▶ [Exercise]:
Write out each line exactly as given. Leave the pictures out of your copy.
── Data segment
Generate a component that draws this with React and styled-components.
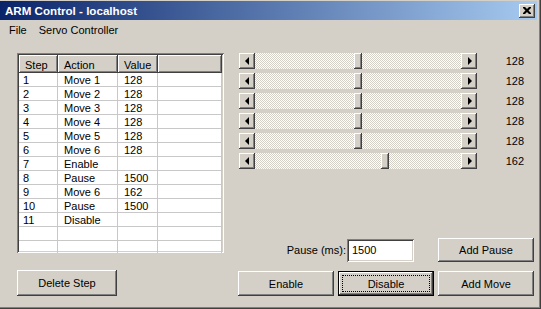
import React from 'react';
import styled, { createGlobalStyle, css } from 'styled-components';

const GlobalStyle = createGlobalStyle`
  html, body {
    margin: 0;
    padding: 0;
    background: #d4d0c8;
  }
  body {
    font-family: "Liberation Sans", Arial, sans-serif;
    font-size: 11px;
    color: #000;
  }
`;

// bordas estilo Windows clássico
const raised = css`
  box-shadow: inset -1px -1px #404040, inset 1px 1px #ffffff,
    inset -2px -2px #808080, inset 2px 2px #d4d0c8;
`;

const sunken = css`
  box-shadow: inset 1px 1px #808080, inset -1px -1px #ffffff,
    inset 2px 2px #404040, inset -2px -2px #d4d0c8;
`;

const Window = styled.div`
  width: 541px;
  height: 309px;
  box-sizing: border-box;
  padding: 0 4px 4px 0;
  background: #d4d0c8;
  display: flex;
  flex-direction: column;
  box-shadow: inset -1px -1px #404040, inset -2px -2px #808080;
  overflow: hidden;
`;

const TitleBar = styled.div`
  height: 19px;
  margin-top: 1px;
  display: flex;
  align-items: center;
  justify-content: space-between;
  padding: 0 2px 0 5px;
  background: linear-gradient(to right, #0a246a, #a6caf0);
  color: #fff;
  font-weight: bold;
  font-size: 11.6px;
`;

const CloseButton = styled.div`
  width: 16px;
  height: 14px;
  background: #d4d0c8;
  display: flex;
  align-items: center;
  justify-content: center;
  ${raised};
`;

const MenuBar = styled.div`
  height: 19px;
  display: flex;
  align-items: center;
  padding-left: 3px;
`;

const MenuItem = styled.span`
  padding: 0 6px;
`;

const Body = styled.div`
  flex: 1;
  display: grid;
  grid-template-columns: 207px 1fr;
  column-gap: 14px;
  padding: 14px 0 9px 17px;
`;

const LeftColumn = styled.div`
  display: flex;
  flex-direction: column;
  justify-content: space-between;
`;

const RightColumn = styled.div`
  display: flex;
  flex-direction: column;
  justify-content: space-between;
`;

const TableFrame = styled.div`
  height: 200px;
  background: #fff;
  padding: 2px;
  box-sizing: border-box;
  overflow: hidden;
  ${sunken};
`;

const Grid = styled.div`
  display: grid;
  grid-template-columns: 39px 60px 40px 1fr;
  grid-template-rows: 18px repeat(13, 14px);
`;

const HeaderCell = styled.div`
  background: #d4d0c8;
  padding: 1px 6px 0;
  display: flex;
  align-items: center;
  ${raised};
`;

const Cell = styled.div`
  padding: 1px 6px 0;
  line-height: 13px;
  border-right: 1px solid #c8c8c8;
  border-bottom: 1px solid #c8c8c8;
  white-space: nowrap;
  ${(p) => p.$first && 'padding-left: 4px;'}
`;

const Button = styled.div`
  width: ${(p) => p.$w || 96}px;
  height: ${(p) => p.$h || 25}px;
  box-sizing: border-box;
  display: flex;
  align-items: center;
  justify-content: center;
  background: #d4d0c8;
  position: relative;
  ${raised};
  ${(p) =>
    p.$default &&
    css`
      box-shadow: inset 0 0 0 1px #000, inset -2px -2px #404040,
        inset 2px 2px #ffffff, inset -3px -3px #808080;
      &::after {
        content: '';
        position: absolute;
        inset: 4px;
        border: 1px dotted #000;
      }
    `}
`;

const Sliders = styled.div`
  display: flex;
  flex-direction: column;
  gap: 4px;
`;

const SliderRow = styled.div`
  display: flex;
  align-items: center;
  height: 16px;
`;

const ScrollBar = styled.div`
  width: 238px;
  height: 16px;
  margin-left: 1px;
  display: flex;
`;

const Track = styled.div`
  flex: 1;
  position: relative;
  background: repeating-conic-gradient(#ffffff 0 25%, #d4d0c8 0 50%) 0 0 / 2px
    2px;
`;

const Thumb = styled.div`
  position: absolute;
  top: 0;
  width: 8px;
  height: 16px;
  background: #d4d0c8;
  ${raised};
`;

const ArrowButton = styled.div`
  width: 16px;
  height: 16px;
  box-sizing: border-box;
  background: #d4d0c8;
  display: flex;
  align-items: center;
  justify-content: center;
  ${raised};
`;

const Arrow = styled.span`
  width: 0;
  height: 0;
  border-top: 4px solid transparent;
  border-bottom: 4px solid transparent;
  ${(p) =>
    p.$dir === 'left'
      ? 'border-right: 4px solid #000; margin-left: -1px;'
      : 'border-left: 4px solid #000; margin-left: 1px;'}
`;

const Value = styled.span`
  width: 47px;
  text-align: right;
`;

const Controls = styled.div`
  display: flex;
  flex-direction: column;
  gap: 9px;
`;

const PauseRow = styled.div`
  display: flex;
  align-items: center;
  justify-content: flex-end;
  padding-right: 4px;
`;

const Label = styled.span`
  margin-right: 1px;
`;

const Input = styled.div`
  width: 67px;
  height: 23px;
  box-sizing: border-box;
  background: #fff;
  padding: 0 5px;
  display: flex;
  align-items: center;
  margin-right: 24px;
  ${sunken};
`;

const ButtonRow = styled.div`
  display: flex;
  gap: 4px;
  padding-right: 4px;
`;

const steps = [
  ['1', 'Move 1', '128'],
  ['2', 'Move 2', '128'],
  ['3', 'Move 3', '128'],
  ['4', 'Move 4', '128'],
  ['5', 'Move 5', '128'],
  ['6', 'Move 6', '128'],
  ['7', 'Enable', ''],
  ['8', 'Pause', '1500'],
  ['9', 'Move 6', '162'],
  ['10', 'Pause', '1500'],
  ['11', 'Disable', ''],
  ['', '', ''],
  ['', '', ''],
];

const servos = [128, 128, 128, 128, 128, 162];

const Slider = ({ value }) => {
  const pos = Math.round((value / 255) * 198);
  return (
    <ScrollBar>
      <ArrowButton>
        <Arrow $dir="left" />
      </ArrowButton>
      <Track>
        <Thumb style={{ left: pos }} />
      </Track>
      <ArrowButton>
        <Arrow $dir="right" />
      </ArrowButton>
    </ScrollBar>
  );
};

const App = () => {
  return (
    <>
      <GlobalStyle />
      <Window>
        <TitleBar>
          <span>ARM Control - localhost</span>
          <CloseButton>
            <svg width="8" height="7" viewBox="0 0 8 7">
              <path
                d="M0 0h2l2 2 2-2h2v1l-2.5 2.5L8 6v1H6L4 5 2 7H0V6l2.5-2.5L0 1z"
                fill="#000"
              />
            </svg>
          </CloseButton>
        </TitleBar>
        <MenuBar>
          <MenuItem>File</MenuItem>
          <MenuItem>Servo Controller</MenuItem>
        </MenuBar>
        <Body>
          <LeftColumn>
            <TableFrame>
              <Grid>
                <HeaderCell>Step</HeaderCell>
                <HeaderCell>Action</HeaderCell>
                <HeaderCell>Value</HeaderCell>
                <HeaderCell />
                {steps.map((row, i) => (
                  <React.Fragment key={i}>
                    <Cell $first>{row[0]}</Cell>
                    <Cell>{row[1]}</Cell>
                    <Cell>{row[2]}</Cell>
                    <Cell />
                  </React.Fragment>
                ))}
              </Grid>
            </TableFrame>
            <Button $w={100} $h={26}>
              Delete Step
            </Button>
          </LeftColumn>
          <RightColumn>
            <Sliders>
              {servos.map((v, i) => (
                <SliderRow key={i}>
                  <Slider value={v} />
                  <Value>{v}</Value>
                </SliderRow>
              ))}
            </Sliders>
            <Controls>
              <PauseRow>
                <Label>Pause (ms):</Label>
                <Input>1500</Input>
                <Button $w={96} $h={24}>
                  Add Pause
                </Button>
              </PauseRow>
              <ButtonRow>
                <Button>Enable</Button>
                <Button $default>Disable</Button>
                <Button>Add Move</Button>
              </ButtonRow>
            </Controls>
          </RightColumn>
        </Body>
      </Window>
    </>
  );
};

export default App;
────
▶ [Result below]:
Generate a component that draws this with React and styled-components.
import React from 'react';
import styled, { createGlobalStyle, css } from 'styled-components';

const GlobalStyle = createGlobalStyle`
  html, body {
    margin: 0;
    padding: 0;
    background: #d4d0c8;
  }
  body {
    font-family: "Liberation Sans", Arial, sans-serif;
    font-size: 11px;
    color: #000;
  }
`;

// bordas estilo Windows clássico
const raised = css`
  box-shadow: inset -1px -1px #404040, inset 1px 1px #ffffff,
    inset -2px -2px #808080, inset 2px 2px #d4d0c8;
`;

const sunken = css`
  box-shadow: inset 1px 1px #808080, inset -1px -1px #ffffff,
    inset 2px 2px #404040, inset -2px -2px #d4d0c8;
`;

const Window = styled.div`
  width: 541px;
  height: 309px;
  box-sizing: border-box;
  padding: 0 4px 4px 0;
  background: #d4d0c8;
  display: flex;
  flex-direction: column;
  box-shadow: inset -1px -1px #404040, inset -2px -2px #808080;
  overflow: hidden;
`;

const TitleBar = styled.div`
  height: 19px;
  margin-top: 1px;
  display: flex;
  align-items: center;
  justify-content: space-between;
  padding: 0 2px 0 5px;
  background: linear-gradient(to right, #0a246a, #a6caf0);
  color: #fff;
  font-weight: bold;
  font-size: 11.6px;
`;

const CloseButton = styled.div`
  width: 16px;
  height: 14px;
  background: #d4d0c8;
  display: flex;
  align-items: center;
  justify-content: center;
  ${raised};
`;

const MenuBar = styled.div`
  height: 19px;
  display: flex;
  align-items: center;
  padding-left: 3px;
`;

const MenuItem = styled.span`
  padding: 0 6px;
`;

const Body = styled.div`
  flex: 1;
  display: grid;
  grid-template-columns: 207px 1fr;
  column-gap: 14px;
  padding: 14px 0 9px 17px;
`;

const LeftColumn = styled.div`
  display: flex;
  flex-direction: column;
  justify-content: space-between;
`;

const RightColumn = styled.div`
  display: flex;
  flex-direction: column;
  justify-content: space-between;
`;

const TableFrame = styled.div`
  height: 200px;
  background: #fff;
  padding: 2px;
  box-sizing: border-box;
  overflow: hidden;
  ${sunken};
`;

const Grid = styled.div`
  display: grid;
  grid-template-columns: 39px 60px 40px 1fr;
  grid-template-rows: 18px repeat(13, 14px);
`;

const HeaderCell = styled.div`
  background: #d4d0c8;
  padding: 1px 6px 0;
  display: flex;
  align-items: center;
  ${raised};
`;

const Cell = styled.div`
  padding: 1px 6px 0;
  line-height: 13px;
  border-right: 1px solid #c8c8c8;
  border-bottom: 1px solid #c8c8c8;
  white-space: nowrap;
  ${(p) => p.$first && 'padding-left: 4px;'}
`;

const Button = styled.div`
  width: ${(p) => p.$w || 96}px;
  height: ${(p) => p.$h || 25}px;
  box-sizing: border-box;
  display: flex;
  align-items: center;
  justify-content: center;
  background: #d4d0c8;
  position: relative;
  ${raised};
  ${(p) =>
    p.$default &&
    css`
      box-shadow: inset 0 0 0 1px #000, inset -2px -2px #404040,
        inset 2px 2px #ffffff, inset -3px -3px #808080;
      &::after {
        content: '';
        position: absolute;
        inset: 4px;
        border: 1px dotted #000;
      }
    `}
`;

const Sliders = styled.div`
  display: flex;
  flex-direction: column;
  gap: 4px;
`;

const SliderRow = styled.div`
  display: flex;
  align-items: center;
  height: 16px;
`;

const ScrollBar = styled.div`
  width: 238px;
  height: 16px;
  margin-left: 1px;
  display: flex;
`;

const Track = styled.div`
  flex: 1;
  position: relative;
  background: repeating-conic-gradient(#ffffff 0 25%, #d4d0c8 0 50%) 0 0 / 2px
    2px;
`;

const Thumb = styled.div`
  position: absolute;
  top: 0;
  width: 8px;
  height: 16px;
  background: #d4d0c8;
  ${raised};
`;

const ArrowButton = styled.div`
  width: 16px;
  height: 16px;
  box-sizing: border-box;
  background: #d4d0c8;
  display: flex;
  align-items: center;
  justify-content: center;
  ${raised};
`;

const Arrow = styled.span`
  width: 0;
  height: 0;
  border-top: 4px solid transparent;
  border-bottom: 4px solid transparent;
  ${(p) =>
    p.$dir === 'left'
      ? 'border-right: 4px solid #000; margin-left: -1px;'
      : 'border-left: 4px solid #000; margin-left: 1px;'}
`;

const Value = styled.span`
  width: 47px;
  text-align: right;
`;

const Controls = styled.div`
  display: flex;
  flex-direction: column;
  gap: 9px;
`;

const PauseRow = styled.div`
  display: flex;
  align-items: center;
  justify-content: flex-end;
  padding-right: 4px;
`;

const Label = styled.span`
  margin-right: 1px;
`;

const Input = styled.div`
  width: 67px;
  height: 23px;
  box-sizing: border-box;
  background: #fff;
  padding: 0 5px;
  display: flex;
  align-items: center;
  margin-right: 24px;
  ${sunken};
`;

const ButtonRow = styled.div`
  display: flex;
  gap: 4px;
  padding-right: 4px;
`;

const steps = [
  ['1', 'Move 1', '128'],
  ['2', 'Move 2', '128'],
  ['3', 'Move 3', '128'],
  ['4', 'Move 4', '128'],
  ['5', 'Move 5', '128'],
  ['6', 'Move 6', '128'],
  ['7', 'Enable', ''],
  ['8', 'Pause', '1500'],
  ['9', 'Move 6', '162'],
  ['10', 'Pause', '1500'],
  ['11', 'Disable', ''],
  ['', '', ''],
  ['', '', ''],
];

const servos = [128, 128, 128, 128, 128, 162];

const Slider = ({ value }) => {
  const pos = Math.round((value / 255) * 198);
  return (
    <ScrollBar>
      <ArrowButton>
        <Arrow $dir="left" />
      </ArrowButton>
      <Track>
        <Thumb style={{ left: pos }} />
      </Track>
      <ArrowButton>
        <Arrow $dir="right" />
      </ArrowButton>
    </ScrollBar>
  );
};

const App = () => {
  return (
    <>
      <GlobalStyle />
      <Window>
        <TitleBar>
          <span>ARM Control - localhost</span>
          <CloseButton>
            <svg width="8" height="7" viewBox="0 0 8 7">
              <path
                d="M0 0h2l2 2 2-2h2v1l-2.5 2.5L8 6v1H6L4 5 2 7H0V6l2.5-2.5L0 1z"
                fill="#000"
              />
            </svg>
          </CloseButton>
        </TitleBar>
        <MenuBar>
          <MenuItem>File</MenuItem>
          <MenuItem>Servo Controller</MenuItem>
        </MenuBar>
        <Body>
          <LeftColumn>
            <TableFrame>
              <Grid>
                <HeaderCell>Step</HeaderCell>
                <HeaderCell>Action</HeaderCell>
                <HeaderCell>Value</HeaderCell>
                <HeaderCell />
                {steps.map((row, i) => (
                  <React.Fragment key={i}>
                    <Cell $first>{row[0]}</Cell>
                    <Cell>{row[1]}</Cell>
                    <Cell>{row[2]}</Cell>
                    <Cell />
                  </React.Fragment>
                ))}
              </Grid>
            </TableFrame>
            <Button $w={100} $h={26}>
              Delete Step
            </Button>
          </LeftColumn>
          <RightColumn>
            <Sliders>
              {servos.map((v, i) => (
                <SliderRow key={i}>
                  <Slider value={v} />
                  <Value>{v}</Value>
                </SliderRow>
              ))}
            </Sliders>
            <Controls>
              <PauseRow>
                <Label>Pause (ms):</Label>
                <Input>1500</Input>
                <Button $w={96} $h={24}>
                  Add Pause
                </Button>
              </PauseRow>
              <ButtonRow>
                <Button>Enable</Button>
                <Button $default>Disable</Button>
                <Button>Add Move</Button>
              </ButtonRow>
            </Controls>
          </RightColumn>
        </Body>
      </Window>
    </>
  );
};

export default App;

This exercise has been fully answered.